As was mentioned above, the first 2**8 integers are stored in memory locations for speed, so to see whats going on use some other object or integers above 256. For instance:


In [8]: a = 1001
In [9]: b = a # this sets a pointer to a for the variable b
In [10]: a == b 
Out[10]: True # of course they are equal
In [11]: a is b 
Out[11]: True # and they point to the same memory location
In [12]: id(a)
Out[12]: 14125728
In [13]: id(b)
Out[13]: 14125728

In [14]: b = 1001 #this instantiates a new object in memory In [15]: a == b Out[15]: True In [16]: a is b Out[16]: False #now the memory locations are different In [17]: id(a) Out[17]: 14125728 In [18]: id(b) Out[18]: 14125824

reptilicus
  • 10,290
  • 6
  • 55
  • 79
1

This is one of those situations where seemingly synonymous concepts might confuse newer programmers, such as I was when I first wrote this answer. You were close with your assumption based on Java, but backwards. The difference between these operators boils down to the matter of object equivalency vs. object identity, but contrary to what you assumed, == compares by value and is compares by object id. From cpython's built-in documentation (as obtained from typing help("is") at my interpreter's prompt, but also available online here):

Identity comparisons ====================

The operators "is" and "is not" test for object identity: "x is y" is true if and only if x and y are the same object. Object identity is determined using the "id()" function. "x is not y" yields the inverse truth value.

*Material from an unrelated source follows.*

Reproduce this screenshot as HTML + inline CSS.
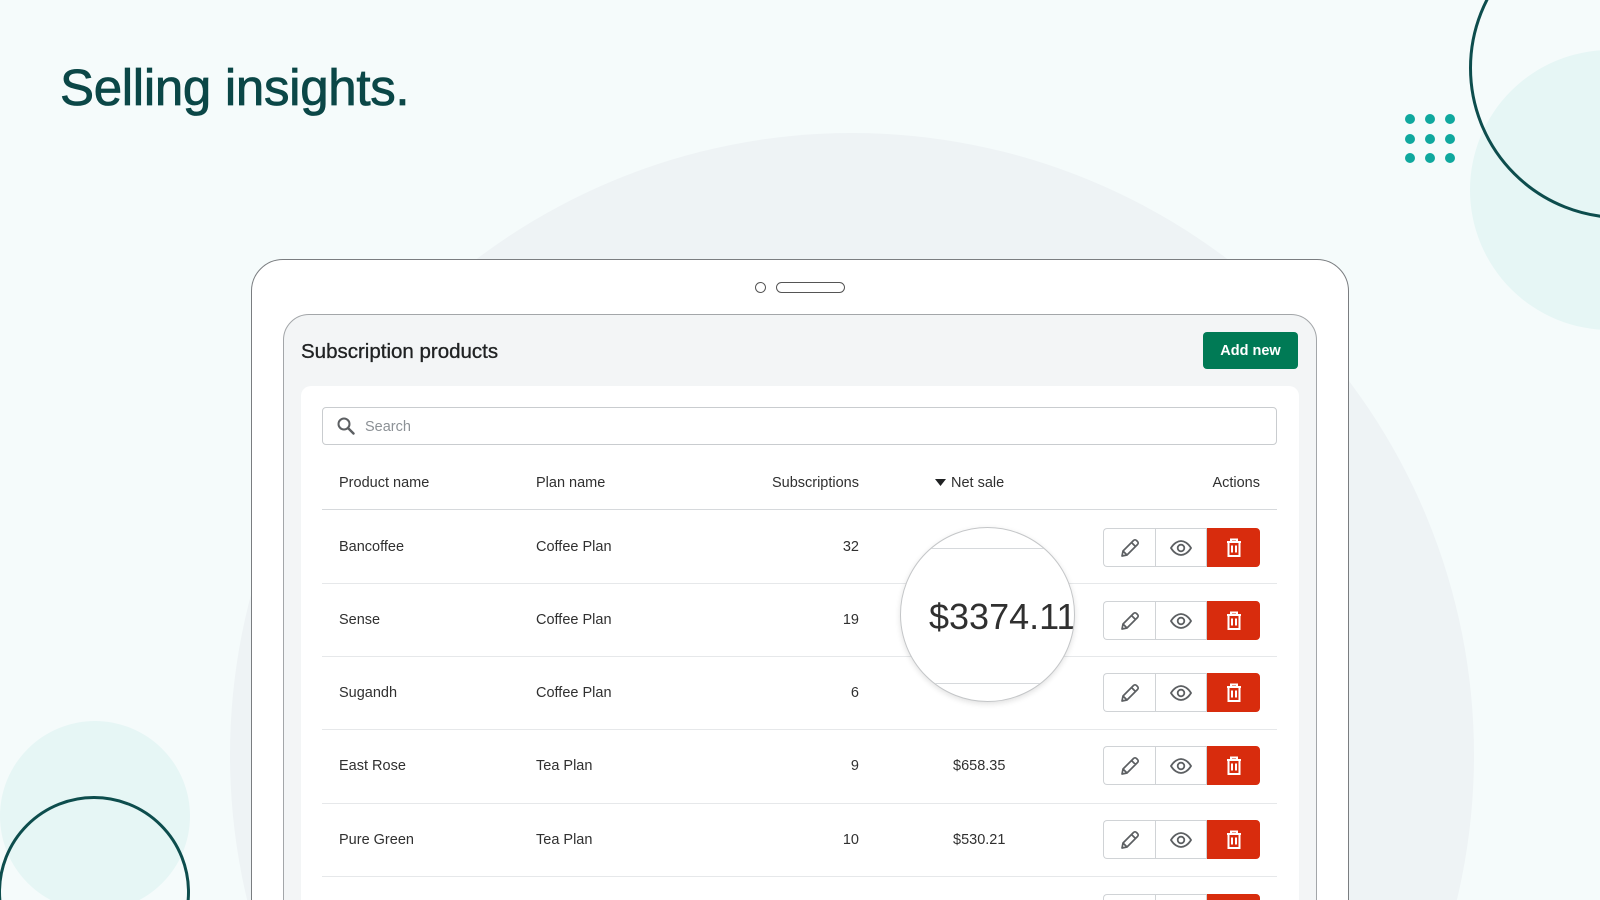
<!DOCTYPE html>
<html style="overflow:hidden;width:1600px;height:900px"><head><meta charset="utf-8"><style>
*{margin:0;padding:0;box-sizing:border-box}
body{width:1600px;height:900px;overflow:hidden;background:#f5fbfb;position:relative;font-family:"Liberation Sans",sans-serif;color:#202223}
#wrap{position:absolute;left:0;top:0;width:1600px;height:900px;overflow:hidden}
.a{position:absolute}
.circ{position:absolute;border-radius:50%}
.t{position:absolute;font-size:14.5px;color:#303030;line-height:1;transform:translateY(-50%)}
.r{text-align:right}
.sep{position:absolute;left:322px;width:955px;height:1px;background:#e6e8ea}
.btns{position:absolute;left:1103px;width:157px;height:39px;display:flex}
.btns div{width:52px;height:39px;display:flex;align-items:center;justify-content:center;border:1px solid #d0d3d6;background:#fff}
.btns div:first-child{border-radius:4px 0 0 4px;border-right:none}
.btns div.del{background:#d82c0d;border-color:#d82c0d;border-radius:0 4px 4px 0;width:53px}
</style></head><body><div id="wrap">
<div class="circ" style="left:230px;top:133px;width:1244px;height:1244px;background:#eef3f5"></div>
<div class="circ" style="left:1470px;top:50px;width:280px;height:280px;background:#e6f6f5"></div>
<div class="circ" style="left:1469px;top:-83px;width:302px;height:302px;border:3px solid #0d4d4d"></div>
<div class="circ" style="left:0;top:721px;width:190px;height:190px;background:#e6f6f5"></div>
<div class="circ" style="left:-2px;top:796px;width:192px;height:192px;border:3px solid #0d4d4d"></div>
<svg class="a" style="left:1400px;top:110px" width="60" height="60">
<g fill="#0fa89e"><circle cx="10" cy="9" r="5"/><circle cx="30" cy="9" r="5"/><circle cx="50" cy="9" r="5"/><circle cx="10" cy="29" r="5"/><circle cx="30" cy="29" r="5"/><circle cx="50" cy="29" r="5"/><circle cx="10" cy="48" r="5"/><circle cx="30" cy="48" r="5"/><circle cx="50" cy="48" r="5"/></g></svg>
<div class="a" style="left:60px;top:58px;font-size:51px;color:#0b4747;-webkit-text-stroke:0.8px #0b4747;letter-spacing:-0.3px">Selling insights.</div>

<div class="a" style="left:251px;top:259px;width:1098px;height:700px;border:1.5px solid #7a7d80;border-radius:32px;background:#fff"></div>
<div class="circ" style="left:755px;top:282px;width:11px;height:11px;border:1.5px solid #555"></div>
<div class="a" style="left:776px;top:282px;width:69px;height:11px;border:1.5px solid #555;border-radius:6px"></div>
<div class="a" style="left:283px;top:314px;width:1034px;height:650px;border:1.5px solid #a3a6a9;border-radius:26px;background:#f3f5f6"></div>
<div class="a" style="left:301px;top:340px;font-size:20.5px;color:#202223;-webkit-text-stroke:0.3px #202223">Subscription products</div>
<div class="a" style="left:1203px;top:332px;width:95px;height:37px;background:#007a55;border-radius:4px;color:#fff;font-size:14.5px;font-weight:bold;display:flex;align-items:center;justify-content:center">Add new</div>
<div class="a" style="left:301px;top:386px;width:998px;height:600px;background:#fff;border-radius:10px"></div>
<div class="a" style="left:322px;top:407px;width:955px;height:38px;border:1px solid #c9cccf;border-radius:4px"></div>
<svg class="a" style="left:337px;top:417px" width="18" height="18"><circle cx="7" cy="7" r="5.5" fill="none" stroke="#5c5f62" stroke-width="2"/><path d="M11 11l5.5 5.5" stroke="#5c5f62" stroke-width="2.4" stroke-linecap="round"/></svg>
<div class="t" style="left:365px;top:427px;color:#8c9196">Search</div>

<div class="t" style="left:339px;top:483px">Product name</div>
<div class="t" style="left:536px;top:483px">Plan name</div>
<div class="t r" style="left:700px;width:159px;top:483px">Subscriptions</div>
<svg class="a" style="left:935px;top:479px" width="11" height="7"><path d="M0 0h11L5.5 7z" fill="#202223"/></svg>
<div class="t" style="left:951px;top:483px">Net sale</div>
<div class="t r" style="left:1160px;width:100px;top:483px">Actions</div>
<div class="sep" style="top:509px;background:#d6d9dc"></div>

<div class="t" style="left:339px;top:547px">Bancoffee</div><div class="t" style="left:536px;top:547px">Coffee Plan</div><div class="t r" style="left:760px;width:99px;top:547px">32</div>
<div class="sep" style="top:583px"></div>
<div class="t" style="left:339px;top:620px">Sense</div><div class="t" style="left:536px;top:620px">Coffee Plan</div><div class="t r" style="left:760px;width:99px;top:620px">19</div>
<div class="sep" style="top:656px"></div>
<div class="t" style="left:339px;top:693px">Sugandh</div><div class="t" style="left:536px;top:693px">Coffee Plan</div><div class="t r" style="left:760px;width:99px;top:693px">6</div>
<div class="sep" style="top:729px"></div>
<div class="t" style="left:339px;top:766px">East Rose</div><div class="t" style="left:536px;top:766px">Tea Plan</div><div class="t r" style="left:760px;width:99px;top:766px">9</div><div class="t" style="left:953px;top:766px">$658.35</div>
<div class="sep" style="top:803px"></div>
<div class="t" style="left:339px;top:840px">Pure Green</div><div class="t" style="left:536px;top:840px">Tea Plan</div><div class="t r" style="left:760px;width:99px;top:840px">10</div><div class="t" style="left:953px;top:840px">$530.21</div>
<div class="sep" style="top:876px"></div>

<svg width="0" height="0" style="position:absolute"><defs>
<g id="pen"><path d="M4 20l1-5L15.5 4.5a2 2 0 0 1 3 0l1 1a2 2 0 0 1 0 3L9 19z M13.5 6.5l4 4 M5 15l4 4" fill="none" stroke="#5c5f62" stroke-width="1.7" stroke-linejoin="round"/></g>
<g id="eye"><path d="M2 12c3-5 7-7 10-7s7 2 10 7c-3 5-7 7-10 7s-7-2-10-7z" fill="none" stroke="#5c5f62" stroke-width="1.8"/><circle cx="12" cy="12" r="3.3" fill="none" stroke="#5c5f62" stroke-width="1.8"/></g>
<g id="bin"><path d="M5 6h14 M9 6V3.5h6V6 M6.5 6v14h11V6 M10 9.5v7 M14 9.5v7" fill="none" stroke="#fff" stroke-width="2"/></g>
</defs></svg>

<div class="btns" style="top:528px"><div><svg width="24" height="24"><use href="#pen"/></svg></div><div><svg width="24" height="24"><use href="#eye"/></svg></div><div class="del"><svg width="24" height="24"><use href="#bin"/></svg></div></div>
<div class="btns" style="top:601px"><div><svg width="24" height="24"><use href="#pen"/></svg></div><div><svg width="24" height="24"><use href="#eye"/></svg></div><div class="del"><svg width="24" height="24"><use href="#bin"/></svg></div></div>
<div class="btns" style="top:673px"><div><svg width="24" height="24"><use href="#pen"/></svg></div><div><svg width="24" height="24"><use href="#eye"/></svg></div><div class="del"><svg width="24" height="24"><use href="#bin"/></svg></div></div>
<div class="btns" style="top:746px"><div><svg width="24" height="24"><use href="#pen"/></svg></div><div><svg width="24" height="24"><use href="#eye"/></svg></div><div class="del"><svg width="24" height="24"><use href="#bin"/></svg></div></div>
<div class="btns" style="top:820px"><div><svg width="24" height="24"><use href="#pen"/></svg></div><div><svg width="24" height="24"><use href="#eye"/></svg></div><div class="del"><svg width="24" height="24"><use href="#bin"/></svg></div></div>
<div class="btns" style="top:894px"><div></div><div></div><div class="del"></div></div>

<div class="circ" style="left:900px;top:527px;width:175px;height:175px;background:#fff;border:1.5px solid #c4c6c8;box-shadow:0 2px 6px rgba(0,0,0,.12);overflow:hidden">
<div class="a" style="left:0;top:20px;width:175px;height:1px;background:#d6d9dc"></div>
<div class="a" style="left:0;top:155px;width:175px;height:1px;background:#d6d9dc"></div>
<div class="a" style="left:28px;top:68px;font-size:36px;color:#303030;white-space:nowrap">$3374.11</div>
</div>
</div></body></html>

To break this down a bit for less experienced programmers (or really anyone that needs a refresher), a rough definition of each concept is given as follows:

  • object equivalency: two references are equivalent if they have the same effective value.

  • object identity: two references are identical if they refer to the same exact object, e.g. same memory location

object equivalency occurs in most of the situations that you might expect, such as if you compare 2 == 2 or [0, None, "Hello world!"] == [0, None, "Hello world!"]. For built-in types, this is usually determined based on the value of the object, but user-defined types can define their own behavior by defining the __eq__ method (though it is still advised to do so in a way that reflects the complete value of the object). Object identity is something that can lead to equivalence, but is, on the whole, a separate matter entirely. Object identity depends strictly on whether 2 objects (or rather, 2 references) refer to the exact same object in memory, as determined by id(). Some useful notes about identical references: because they refer to the same entity in memory, they will ALWAYS (at least in cpython) have the same value and, unless __eq__ was defined unconventionally, will therefore be equivalent. This even holds if you attempt to change one of the references through an in-place operation, such as list.append() or my_object[0]=6, and care should be taken to test identity and make copies of objects that should be separate (this is one of the main purposes of is: detecting and dealing with aliases). For example:

>>> first_object = [1, 2, 3]
>>> aliased_object = first_object
>>> first_object is aliased_object
True
>>> aliased_object[0]= "this affects first_object"
>>> first_object
['this affects first_object', 2, 3]
>>> copied_object= first_object.copy() #there are other ways to do this, such as slice notation or the copy module, but this is the most simple and direct
>>> first_object is copied_object
False
>>> copied_object[2] = "this DOES NOT affect first_object"
>>> first_object
['this affects first_object', 2, 3]
>>> copied_object
['this affects first_object', 2, "this DOES NOT affect first_object"]

There are a lot of situations that can result in 2 references being aliased, but outside the assignment operator (which always creates a reference to the assigned object, as above), many of them depend on the exact implementation, e.g. not every implementation of Python will intern strings under the same circumstances or preemptively cache (I'm not sure what the proper term is in this case) the same range of integers. My installation of cpython, for instance, seems to have cached -8 on startup when this article seems to imply that's out of the normal range. Thus, even if is seems to work in your dev environment, it's better to be on the same side, avoid inconsistent behavior altogether, and use ==. is should be reserved for situations where you actually want to compare identity.